I have little doubt that going from no electricity to 12 watts can be a huge leap, but I'm not familiar with William Kamkwamba. Help me out here, what goals or metrics did he point to when showing that his family's life was better?


read the book


I may. In the meantime is it really so hard to give highlights or an example that at least better explains the point you were raising? Just saying one person felt their life drastixally improved with one change they made isn't really helpful at all, you can find countless anecdotes to make whatever argument you want.


you can do your schoolwork with a 1-watt led, a 10-watt smartphone, or a 30-watt big-screen backlit laptop. if your nighttime electricity costs are a ridiculous 40¢ per kilowatt hour, abstaining from 30 watts 4 hours a night will save you 43 kilowatt hours per year, almost 18 dollars. even in like lesotho those aren't the kinds of loads you'd have a strong economic incentive to shift to the daytime

it's more things like baking dinner in an electric oven, demolishing concrete with an electric hammer, welding with an arc welder, heating the water in your hot-water heater


Yeah, most of the load I cannot move so cost has no effect on my usage it just means I have less disposable income. 75% percent of my bill is network cost so power source cost make little difference to me.
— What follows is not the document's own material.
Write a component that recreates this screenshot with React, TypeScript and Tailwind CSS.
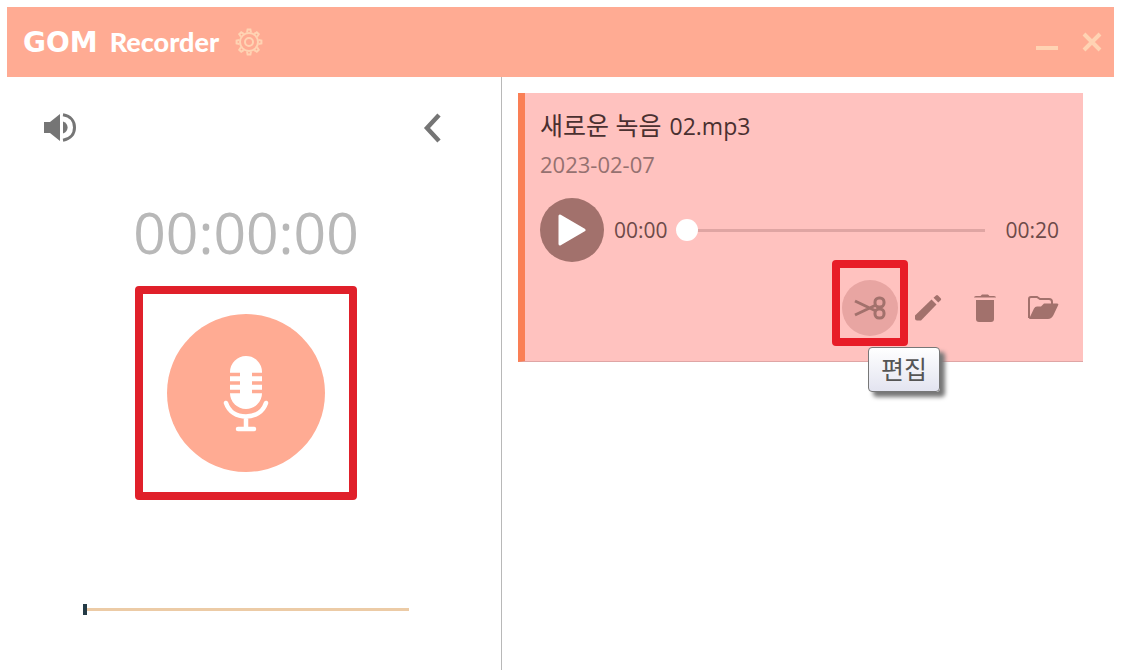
import { useState } from "react";

const iconTone = "text-[#a2716c]";

function GearIcon() {
  return (
    <svg viewBox="0 0 28 28" className="size-7" fill="none" stroke="currentColor" strokeWidth="2" aria-hidden="true">
      <circle cx="14" cy="14" r="9" />
      <circle cx="14" cy="14" r="4" />
      {[0, 45, 90, 135, 180, 225, 270, 315].map((angle) => (
        <path key={angle} d="M12 4.6 12.6 1.6h2.8L16 4.6" transform={`rotate(${angle} 14 14)`} />
      ))}
    </svg>
  );
}

function SpeakerIcon() {
  return (
    <svg viewBox="0 0 34 32" className="h-8 w-[34px]" fill="currentColor" aria-hidden="true">
      <path d="M1 10h6l10-8v27L7 21H1z" />
      <path d="M20 9.5c3.2 1.2 4.6 3.4 4.6 6s-1.4 4.8-4.6 6z" />
      <path d="M20 2.8c8 1.2 11.5 6.7 11.5 12.7S28 27 20 28.2" fill="none" stroke="currentColor" strokeWidth="3" />
    </svg>
  );
}

function MicIcon() {
  return (
    <svg viewBox="0 0 46 78" className="h-[78px] w-[46px]" aria-hidden="true">
      <path d="M7 18a16 16 0 0 1 32 0v21a16 16 0 0 1-32 0z" fill="#fff" />
      <path d="M7 20.5h10M7 29h10M7 37.5h10M29 20.5h10M29 29h10M29 37.5h10" stroke="#ffab93" strokeWidth="3.5" />
      <path d="M3 49c3 9 11 13.5 20 13.5s17-4.5 20-13.5M23 63v12M15 75h16" fill="none" stroke="#fff" strokeWidth="4.5" strokeLinecap="round" />
    </svg>
  );
}

function ScissorsIcon() {
  return (
    <svg viewBox="0 0 32 26" className="h-[26px] w-8" fill="none" stroke="currentColor" strokeWidth="3" aria-hidden="true">
      <path d="M1 6 22 16M1 20 22 10" />
      <rect x="21" y="3" width="9" height="9" rx="4" />
      <rect x="21" y="14" width="9" height="9" rx="4" />
    </svg>
  );
}

function PencilIcon() {
  return (
    <svg viewBox="0 0 28 28" className="size-7" fill="currentColor" aria-hidden="true">
      <path d="M1 21.5 17.5 5.5l5 5L7 26.5H3q-2 0-2-2z" />
      <path d="M19.5 3.8 22 1.5q1-1 2 0l2.7 2.7q1 1 0 2L24.3 8.5z" />
    </svg>
  );
}

function TrashIcon() {
  return (
    <svg viewBox="0 0 24 30" className="h-[30px] w-6" fill="currentColor" aria-hidden="true">
      <path d="M1 4.5q0-1.5 2-1.5h4.5L9 1.5h6L16.5 3H21q2 0 2 1.5z" />
      <path d="M3 7h18v19q0 3-3 3H6q-3 0-3-3z" />
    </svg>
  );
}

function FolderIcon() {
  return (
    <svg viewBox="0 0 32 26" className="h-[26px] w-8" aria-hidden="true">
      <path d="M2 23V4q0-2 2-2h6l3 2h9q3 0 3 3v3" fill="none" stroke="currentColor" strokeWidth="2" />
      <path d="M2 24 7 13.5Q8 11.5 10 11.5h4l3-3h13q2 0 1 2L26.5 20q-2 4-5.5 4z" fill="currentColor" />
    </svg>
  );
}

function TitleBar() {
  return (
    <header className="flex h-[70px] items-center bg-[#ffab93] pr-3 pl-4 text-[#ffd3b3]">
      <h1 className="flex items-baseline gap-3 text-white">
        <span className="font-['DejaVu_Sans',sans-serif] text-[28px] leading-8 font-bold">GOM</span>
        <span className="font-[Lato,sans-serif] text-[27px] leading-8 font-black">Recorder</span>
      </h1>
      <button type="button" aria-label="Settings" className="ml-4">
        <GearIcon />
      </button>
      <div className="ml-auto flex items-center gap-6">
        <button type="button" aria-label="Minimize">
          <svg viewBox="0 0 22 20" className="h-5 w-[22px]" stroke="currentColor" strokeWidth="4" aria-hidden="true">
            <path d="M0 16h22" />
          </svg>
        </button>
        <button type="button" aria-label="Close">
          <svg viewBox="0 0 20 20" className="size-5" stroke="currentColor" strokeWidth="4" aria-hidden="true">
            <path d="m2 2 16 16M18 2 2 18" />
          </svg>
        </button>
      </div>
    </header>
  );
}

function RecordPanel() {
  const [level, setLevel] = useState(0);

  return (
    <section className="flex w-[495px] shrink-0 flex-col items-center border-r border-[#b8b8b8] pt-[35px] pr-[52px] pl-9">
      <div className="flex w-full items-center justify-between text-[#757575]">
        <button type="button" aria-label="Volume">
          <SpeakerIcon />
        </button>
        <button type="button" aria-label="Collapse list" className="mr-2">
          <svg viewBox="0 0 18 30" className="h-[30px] w-[18px]" fill="none" stroke="currentColor" strokeWidth="4.5" aria-hidden="true">
            <path d="M16 2 4 15l12 13" />
          </svg>
        </button>
      </div>
      <time className="mt-14 text-[57px] leading-16 text-[#b8b8b8]">00:00:00</time>
      <div className="mt-[22px] flex h-[214px] w-[222px] items-center justify-center rounded border-8 border-[#e0202a]">
        <button type="button" aria-label="Record" className="flex size-[158px] items-center justify-center rounded-full bg-[#ffab93]">
          <MicIcon />
        </button>
      </div>
      <input
        type="range"
        aria-label="Input level"
        value={level}
        onChange={(e) => setLevel(Number(e.target.value))}
        className="mt-[103px] h-3 w-[326px] appearance-none bg-transparent [&::-webkit-slider-runnable-track]:h-[3px] [&::-webkit-slider-runnable-track]:bg-[#eccba6] [&::-webkit-slider-thumb]:-mt-1 [&::-webkit-slider-thumb]:h-[11px] [&::-webkit-slider-thumb]:w-1 [&::-webkit-slider-thumb]:appearance-none [&::-webkit-slider-thumb]:bg-[#243b46]"
      />
    </section>
  );
}

function RecordingCard() {
  const [position, setPosition] = useState(0);

  return (
    <article className="border-b border-l-7 border-b-[#dfa5a5] border-l-[#fa7f55] bg-[#ffc2bf] pt-[14px] pr-6 pb-[25px] pl-[15px]">
      <h2 className="flex items-baseline gap-2 text-[23px] leading-9 text-[#4a3030]">
        <span className="text-[25px]">새로운 녹음</span>
        <span>02.mp3</span>
      </h2>
      <p className="mt-1 text-[22px] leading-8 text-[#957170]">2023-02-07</p>
      <div className="mt-[18px] flex items-center text-[21px] leading-8 text-[#6d4a49]">
        <button type="button" aria-label="Play" className="mr-[10px] flex size-16 items-center justify-center rounded-full bg-[#a2716c]">
          <svg viewBox="0 0 28 32" className="h-8 w-7" fill="#fff" stroke="#fff" strokeWidth="3" strokeLinejoin="round" aria-hidden="true">
            <path d="M2 2v28l24-14z" />
          </svg>
        </button>
        <span>00:00</span>
        <input
          type="range"
          aria-label="Playback position"
          value={position}
          onChange={(e) => setPosition(Number(e.target.value))}
          className="mr-5 ml-2 h-6 min-w-0 flex-1 appearance-none bg-transparent [&::-webkit-slider-runnable-track]:h-[3px] [&::-webkit-slider-runnable-track]:bg-[#dfa5a3] [&::-webkit-slider-thumb]:-mt-[10px] [&::-webkit-slider-thumb]:size-[22px] [&::-webkit-slider-thumb]:appearance-none [&::-webkit-slider-thumb]:rounded-full [&::-webkit-slider-thumb]:bg-white"
        />
        <span>00:20</span>
      </div>
      <div className={`mt-[18px] flex items-center justify-end ${iconTone}`}>
        <div className="relative mr-4">
          <button type="button" aria-label="편집" aria-describedby="edit-tip" className="flex size-14 items-center justify-center rounded-full bg-[#e8a5a2]">
            <ScissorsIcon />
          </button>
          <span className="pointer-events-none absolute -inset-x-[10px] -top-5 -bottom-[10px] rounded border-8 border-[#e81c27]" />
          <span
            id="edit-tip"
            role="tooltip"
            className="absolute top-[67px] left-[26px] w-[72px] rounded border border-[#777] bg-linear-to-b from-white to-[#e3e4f0] text-center text-[25px] leading-[43px] text-[#555] shadow-[5px_5px_4px_#777]"
          >
            편집
          </span>
        </div>
        <button type="button" aria-label="Rename" className="mr-[31px]">
          <PencilIcon />
        </button>
        <button type="button" aria-label="Delete" className="mr-[30px]">
          <TrashIcon />
        </button>
        <button type="button" aria-label="Open folder">
          <FolderIcon />
        </button>
      </div>
    </article>
  );
}

export default function App() {
  return (
    <div className="flex min-h-screen flex-col bg-white pt-[7px] pr-2 pl-[7px] font-['Open_Sans','Noto_Sans_CJK_KR',sans-serif]">
      <TitleBar />
      <main className="flex flex-1">
        <RecordPanel />
        <section className="min-w-0 flex-1 pt-4 pr-[31px] pl-4">
          <RecordingCard />
        </section>
      </main>
    </div>
  );
}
if solar panels on your roof generate the energy, you don't need the network


Well that's where I am heading. but its a failure of society when each person must provide their own utilities.


probably in some places people will figure out how to provide a cheaper network, even if society fails where you live. hopefully you can move


Dude all he suggested is running your dishwasher while at work instead of at night, and you're acting like he wants to end modern life as we know it. Chill.


>Using energy is good, it is progress.

Roger.

Using less energy is even better, it is further progress.